▸ Given problem
Go through the material and tally the lines containing the string "with". Give the total alone.

▸ Available data

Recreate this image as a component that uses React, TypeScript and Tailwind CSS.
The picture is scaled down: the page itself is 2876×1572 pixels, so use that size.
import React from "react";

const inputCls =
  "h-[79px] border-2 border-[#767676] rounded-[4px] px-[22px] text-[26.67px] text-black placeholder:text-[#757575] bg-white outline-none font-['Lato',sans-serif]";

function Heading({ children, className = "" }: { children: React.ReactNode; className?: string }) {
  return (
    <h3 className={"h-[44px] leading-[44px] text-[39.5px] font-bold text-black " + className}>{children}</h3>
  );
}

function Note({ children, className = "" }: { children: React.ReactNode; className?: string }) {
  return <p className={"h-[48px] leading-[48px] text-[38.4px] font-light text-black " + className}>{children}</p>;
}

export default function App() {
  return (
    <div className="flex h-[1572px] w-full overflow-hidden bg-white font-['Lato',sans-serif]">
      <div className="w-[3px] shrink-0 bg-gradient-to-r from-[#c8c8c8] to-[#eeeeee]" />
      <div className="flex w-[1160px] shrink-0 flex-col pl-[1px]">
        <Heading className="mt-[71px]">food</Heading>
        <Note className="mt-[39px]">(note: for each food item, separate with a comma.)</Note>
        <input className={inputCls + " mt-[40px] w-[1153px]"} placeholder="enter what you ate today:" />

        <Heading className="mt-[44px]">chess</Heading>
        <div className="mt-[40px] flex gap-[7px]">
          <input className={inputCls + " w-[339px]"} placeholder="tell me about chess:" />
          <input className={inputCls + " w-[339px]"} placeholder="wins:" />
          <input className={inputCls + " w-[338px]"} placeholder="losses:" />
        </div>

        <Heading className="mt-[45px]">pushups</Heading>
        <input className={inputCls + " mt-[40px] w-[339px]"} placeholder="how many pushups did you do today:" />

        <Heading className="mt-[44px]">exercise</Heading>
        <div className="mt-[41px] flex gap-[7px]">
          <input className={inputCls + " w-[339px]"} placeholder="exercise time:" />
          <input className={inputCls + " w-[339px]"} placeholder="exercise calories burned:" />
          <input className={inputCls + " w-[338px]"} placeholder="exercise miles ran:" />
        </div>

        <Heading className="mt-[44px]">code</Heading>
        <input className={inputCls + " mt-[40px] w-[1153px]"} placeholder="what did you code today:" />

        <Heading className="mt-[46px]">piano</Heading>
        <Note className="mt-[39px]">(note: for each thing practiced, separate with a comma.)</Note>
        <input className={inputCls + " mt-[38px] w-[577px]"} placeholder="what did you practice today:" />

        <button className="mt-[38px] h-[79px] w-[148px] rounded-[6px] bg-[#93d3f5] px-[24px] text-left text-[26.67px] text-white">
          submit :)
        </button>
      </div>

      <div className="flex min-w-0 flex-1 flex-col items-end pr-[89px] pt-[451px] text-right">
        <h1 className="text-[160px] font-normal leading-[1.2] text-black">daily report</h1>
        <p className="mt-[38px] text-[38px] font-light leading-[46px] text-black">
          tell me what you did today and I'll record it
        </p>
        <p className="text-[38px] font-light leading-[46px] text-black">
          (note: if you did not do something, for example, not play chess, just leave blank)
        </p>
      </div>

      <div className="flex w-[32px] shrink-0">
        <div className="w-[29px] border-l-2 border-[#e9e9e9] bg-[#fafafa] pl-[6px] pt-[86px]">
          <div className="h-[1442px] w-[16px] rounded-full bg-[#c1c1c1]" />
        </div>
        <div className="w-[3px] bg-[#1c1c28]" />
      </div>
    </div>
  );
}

...

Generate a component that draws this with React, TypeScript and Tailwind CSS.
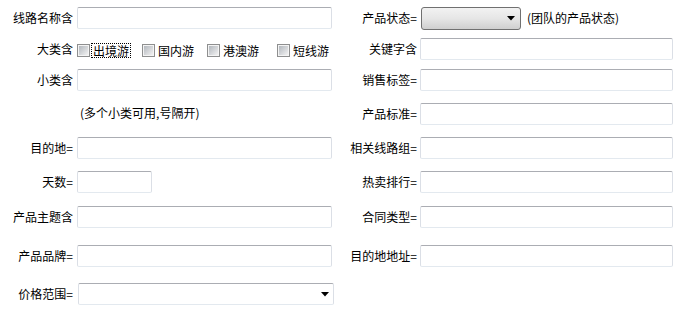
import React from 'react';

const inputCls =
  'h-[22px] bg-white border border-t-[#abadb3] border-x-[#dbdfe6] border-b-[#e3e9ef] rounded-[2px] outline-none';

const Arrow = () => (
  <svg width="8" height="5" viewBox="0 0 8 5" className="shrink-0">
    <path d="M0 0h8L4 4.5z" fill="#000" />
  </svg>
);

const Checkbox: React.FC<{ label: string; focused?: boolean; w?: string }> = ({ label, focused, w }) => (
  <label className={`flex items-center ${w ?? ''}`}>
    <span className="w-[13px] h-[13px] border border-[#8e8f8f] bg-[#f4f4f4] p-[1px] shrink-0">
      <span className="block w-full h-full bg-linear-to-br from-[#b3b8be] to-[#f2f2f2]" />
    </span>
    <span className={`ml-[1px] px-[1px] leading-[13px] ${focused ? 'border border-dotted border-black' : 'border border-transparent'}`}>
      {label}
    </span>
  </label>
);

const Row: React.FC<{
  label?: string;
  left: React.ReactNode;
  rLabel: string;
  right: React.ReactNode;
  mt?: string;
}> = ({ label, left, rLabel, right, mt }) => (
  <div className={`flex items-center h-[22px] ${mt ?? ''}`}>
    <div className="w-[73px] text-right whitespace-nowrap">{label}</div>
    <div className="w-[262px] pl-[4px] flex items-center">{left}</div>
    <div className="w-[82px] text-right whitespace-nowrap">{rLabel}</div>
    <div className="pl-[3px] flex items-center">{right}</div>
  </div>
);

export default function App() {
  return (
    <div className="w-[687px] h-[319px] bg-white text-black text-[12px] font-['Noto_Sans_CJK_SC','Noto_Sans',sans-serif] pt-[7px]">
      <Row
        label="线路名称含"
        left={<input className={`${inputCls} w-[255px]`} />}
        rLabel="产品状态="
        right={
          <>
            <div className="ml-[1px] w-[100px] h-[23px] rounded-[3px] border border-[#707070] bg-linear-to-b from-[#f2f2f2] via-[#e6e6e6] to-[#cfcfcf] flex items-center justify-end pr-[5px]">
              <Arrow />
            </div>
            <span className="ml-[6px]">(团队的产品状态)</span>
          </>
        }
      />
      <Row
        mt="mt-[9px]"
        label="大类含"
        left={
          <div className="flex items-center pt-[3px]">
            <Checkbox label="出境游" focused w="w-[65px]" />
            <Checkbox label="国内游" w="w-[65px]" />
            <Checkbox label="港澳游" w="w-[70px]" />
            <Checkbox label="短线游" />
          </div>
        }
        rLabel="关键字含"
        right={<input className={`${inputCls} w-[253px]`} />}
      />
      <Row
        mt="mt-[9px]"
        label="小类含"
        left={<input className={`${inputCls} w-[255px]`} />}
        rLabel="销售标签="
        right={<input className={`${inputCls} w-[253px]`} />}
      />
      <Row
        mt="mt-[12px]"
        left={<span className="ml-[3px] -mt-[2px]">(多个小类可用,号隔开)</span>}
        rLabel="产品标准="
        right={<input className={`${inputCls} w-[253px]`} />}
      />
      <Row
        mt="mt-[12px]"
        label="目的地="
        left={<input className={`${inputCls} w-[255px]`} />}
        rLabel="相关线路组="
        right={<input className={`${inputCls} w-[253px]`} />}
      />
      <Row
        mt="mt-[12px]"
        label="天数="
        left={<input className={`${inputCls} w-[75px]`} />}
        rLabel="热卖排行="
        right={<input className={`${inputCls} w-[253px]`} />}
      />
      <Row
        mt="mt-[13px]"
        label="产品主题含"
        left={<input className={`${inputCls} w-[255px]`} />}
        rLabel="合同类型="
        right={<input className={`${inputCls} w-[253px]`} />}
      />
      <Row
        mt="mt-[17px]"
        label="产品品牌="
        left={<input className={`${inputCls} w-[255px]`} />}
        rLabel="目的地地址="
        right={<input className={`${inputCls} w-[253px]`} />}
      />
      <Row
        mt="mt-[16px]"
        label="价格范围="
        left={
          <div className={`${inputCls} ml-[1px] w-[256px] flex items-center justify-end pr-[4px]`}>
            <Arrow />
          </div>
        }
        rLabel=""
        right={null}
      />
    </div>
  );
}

▸ Task output
3